Вместо телохранителей или хотя бы просто вооруженных слуг носилкам сопутствовала рабыня с двумя собаками на сворке. На собак в первую очередь и воззрился Сальвидиен. Это были бравроны – самая свирепая порода среди известных в обитаемом мире. Огромные поджарые псы, короткошерстные, тигровой масти, на длинных пружинистых лапах. Морды и уши – черные, мощные шеи схвачены серебряными – или посеребренными ошейниками. И цепи, прикрепленные к этим ошейникам, сжимает всего лишь женская рука.

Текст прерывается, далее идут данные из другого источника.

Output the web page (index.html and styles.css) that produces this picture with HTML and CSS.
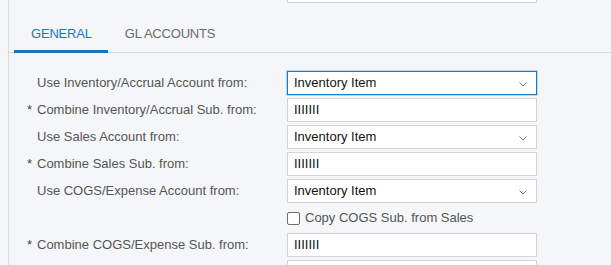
FILE: index.html
```html
<!DOCTYPE html>
<html lang="en">
<head>
    <meta charset="UTF-8">
    <title>Posting Classes</title>
    <link rel="stylesheet" href="styles.css">
</head>
<body>
    <div class="panel">
        <div class="top-field">
            <div class="field"></div>
        </div>

        <div class="tabs">
            <div class="tab active">GENERAL</div>
            <div class="tab">GL ACCOUNTS</div>
        </div>

        <div class="form">
            <div class="row">
                <div class="label"><span class="star"></span>Use Inventory/Accrual Account from:</div>
                <div class="field select focused">Inventory Item
                    <svg class="chev" width="8" height="5" viewBox="0 0 8 5"><polyline points="0.5,0.5 4,4 7.5,0.5" /></svg>
                </div>
            </div>
            <div class="row">
                <div class="label"><span class="star">*</span>Combine Inventory/Accrual Sub. from:</div>
                <div class="field">IIIIIII</div>
            </div>
            <div class="row">
                <div class="label"><span class="star"></span>Use Sales Account from:</div>
                <div class="field select">Inventory Item
                    <svg class="chev" width="8" height="5" viewBox="0 0 8 5"><polyline points="0.5,0.5 4,4 7.5,0.5" /></svg>
                </div>
            </div>
            <div class="row">
                <div class="label"><span class="star">*</span>Combine Sales Sub. from:</div>
                <div class="field">IIIIIII</div>
            </div>
            <div class="row">
                <div class="label"><span class="star"></span>Use COGS/Expense Account from:</div>
                <div class="field select">Inventory Item
                    <svg class="chev" width="8" height="5" viewBox="0 0 8 5"><polyline points="0.5,0.5 4,4 7.5,0.5" /></svg>
                </div>
            </div>
            <div class="row">
                <div class="label"></div>
                <label class="check"><span class="box"></span>Copy COGS Sub. from Sales</label>
            </div>
            <div class="row">
                <div class="label"><span class="star">*</span>Combine COGS/Expense Sub. from:</div>
                <div class="field">IIIIIII</div>
            </div>
            <div class="row">
                <div class="label"></div>
                <div class="field"></div>
            </div>
        </div>
    </div>
</body>
</html>
```

FILE: styles.css
```css
*{
    padding:0;
    margin:0;
    box-sizing:border-box;
}
html,body{
    background:#f4f6f8;
    font-family:"Liberation Sans", Arial, sans-serif;
    font-size:13px;
    overflow:hidden;
}
.panel{
    margin-left:8px;
    border-left:1px solid #d9dbdd;
    min-height:100vh;
}
.top-field{
    margin-top:-21px;
    padding-left:278px;
}
.top-field .field{
    width:250px;
}

/* tabs */
.tabs{
    display:flex;
    margin-top:12px;
    padding-left:5px;
    border-bottom:1px solid #d6d8db;
}
.tab{
    padding:11px 16px 8px 17px;
    line-height:16px;
    font-size:13px;
    letter-spacing:-0.2px;
    color:#6b6b6b;
    border-bottom:3px solid transparent;
    margin-bottom:-1px;
}
.tab.active{
    color:#1b78c0;
    border-bottom-color:#1773bb;
}

/* form */
.form{
    padding-top:18px;
}
.row{
    display:grid;
    grid-template-columns:278px 250px;
    height:24px;
    margin-bottom:3px;
}
.label{
    padding-left:18px;
    line-height:24px;
    color:#555;
    white-space:nowrap;
}
.star{
    display:inline-block;
    width:10px;
    color:#444;
}
.field{
    position:relative;
    height:24px;
    border:1px solid #d2d4d7;
    background:#fff;
    padding:0 6px;
    line-height:22px;
    color:#111;
}
.field.focused{
    border-color:#1f7cc4;
    box-shadow:0 0 0 1px #b7d6ee;
}
.chev{
    position:absolute;
    right:9px;
    top:10px;
}
.chev polyline{
    fill:none;
    stroke:#7a7a7a;
    stroke-width:1;
}
.check{
    display:flex;
    align-items:center;
    color:#555;
    line-height:24px;
}
.check .box{
    width:13px;
    height:13px;
    border:1px solid #6d6d6d;
    border-radius:2px;
    background:#fff;
    margin-right:5px;
}
```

Сальвадиен перевел взгляд на рабыню.

В том, что это именно рабыня, сомневаться не приходилось. Об этом свидетельствовали и остриженные в скобку волосы, и ошейник, и короткое, выше колен, платье. Обычно в прислужницах из аристократических домов (а то, что хозяйка – аристократка, было столь же очевидно) не бросалась в глаза принадлежность к подлейшему из сословий, здесь же она просто выставлялась напоказ. И однако, рабский ошейник на ней был, как и на собаках, серебряным, точно такие же широкие браслеты красовались на запястьях. Платье на ней было из ткани, какой могла позволить себе не всякая горожанка, а короткие волосы до блеска вымыты, может быть, и подкрашены – слишком уж они были светлы. По-варварски светлы. Женщина и была варваркой, но опять же, не из тех – хотя бы внешне – варваров, что можно лицезреть на рабских рынках, в доках и кабаках. Так должна была выглядеть мифическая амазонка, воительница и охотница, какими их рисует воображение художников и поэтов, творящих для просвещенных ценителей искусства.

Таких, как Лоллия Петина.

Дама, которая должна была стать – уже стала – работодательницей Сальвидиена.

За то время, что он провел в Арете, он успел прослышать о вдове сенатора и дважды консула Петина – женщине богатой, чрезвычайно образованной, покровительствующей служителям муз. Тем не менее иные слухи представляли ее особой чрезмерно сумасбродной и даже опасной. Однако, встретившись с нею на приеме во дворце имперского наместника Сальвидиен ничего такого за ней не приметил. И, конечно, там при ней не было ни этой рабыни, ни собак. Эксцентричность Лолии Петины, сколь глубоко бы она не проникла в ее существо, несомненно, имела свои пределы. Но, когда достойная дама не общалась с официальными властями, она многое могла себе позволить.

И позволяла.

В день, когда их представили друг другу, Сервий Луркон, наместник Ареты, попросил Сальвидиена задержаться для приватной беседы.